After the payment of the full liquidation preference to holders of redeemable convertible preferred stock, the remaining assets of the Company legally available for distribution would have been distributed ratably to the holders of the common stock.
Voting
Each holder had the right to one vote for each share of common stock into which such redeemable convertible preferred stock would have been converted. So long as any shares of redeemable convertible preferred stock were outstanding, the Company was prohibited, without first obtaining the approval of more than 50% of the holders of redeemable convertible preferred stock then outstanding, voting together as a separate class to (a) amend certificate of incorporation in any way that would materially and adversely alter or change the rights, preferences, or privileges of the series preferred stock or (b) increase the total number of authorized shares of any Series Preferred stock.
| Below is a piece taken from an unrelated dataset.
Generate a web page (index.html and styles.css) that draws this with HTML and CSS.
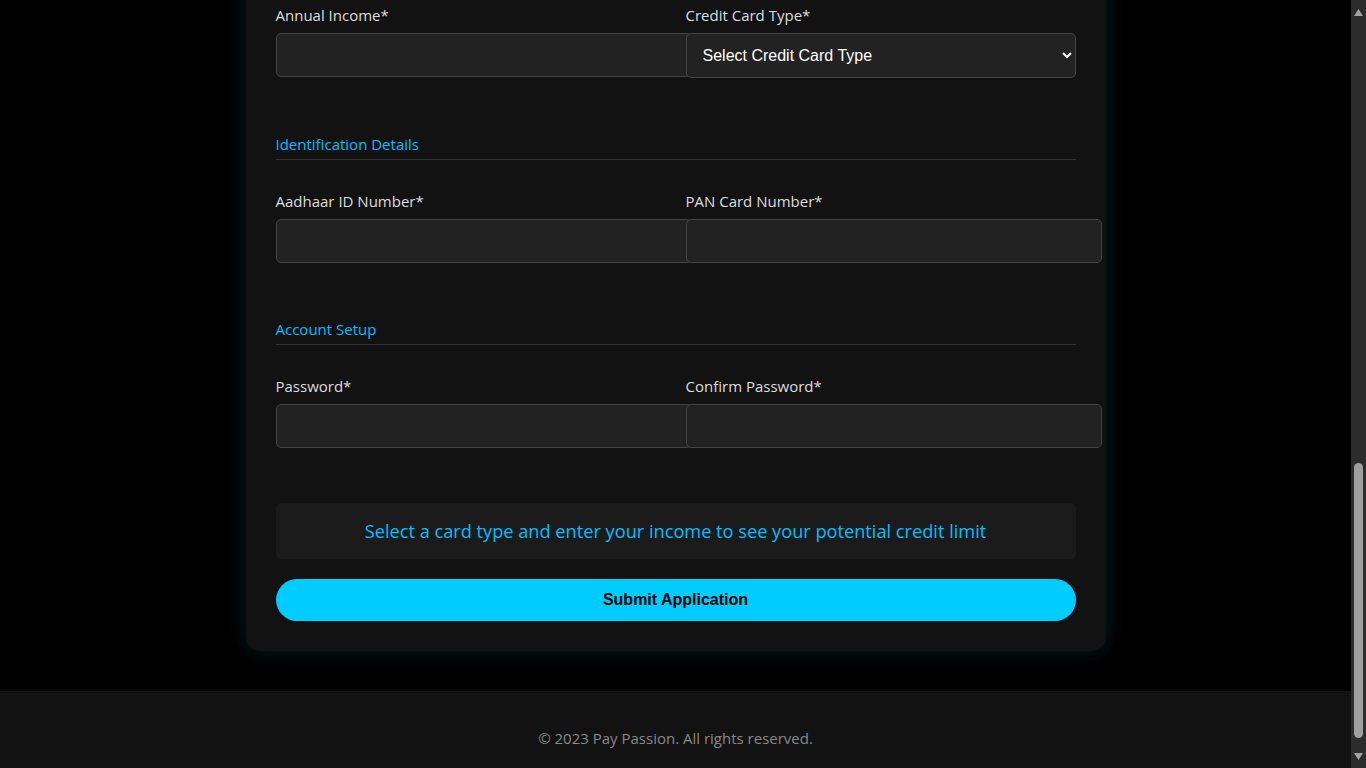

Additionally, the vote of at least a majority of the holders of Series D, E, F and G redeemable convertible preferred stock was needed to materially and adversely affect the rights of such holders of each series, including increasing or decreasing the number of authorized shares of Series D, E, F and G redeemable convertible preferred stock, as applicable.
Redemption
The redeemable convertible preferred shares were not mandatorily redeemable.
Conversion
Upon the completion of the Company’s IPO in September 2021, all 29,912,264 shares of its then-outstanding redeemable convertible preferred stock automatically converted into 29,912,264 shares of common stock and it reclassified $329.5 million of redeemable convertible preferred stock to additional paid-in capital on our condensed consolidated balance sheet.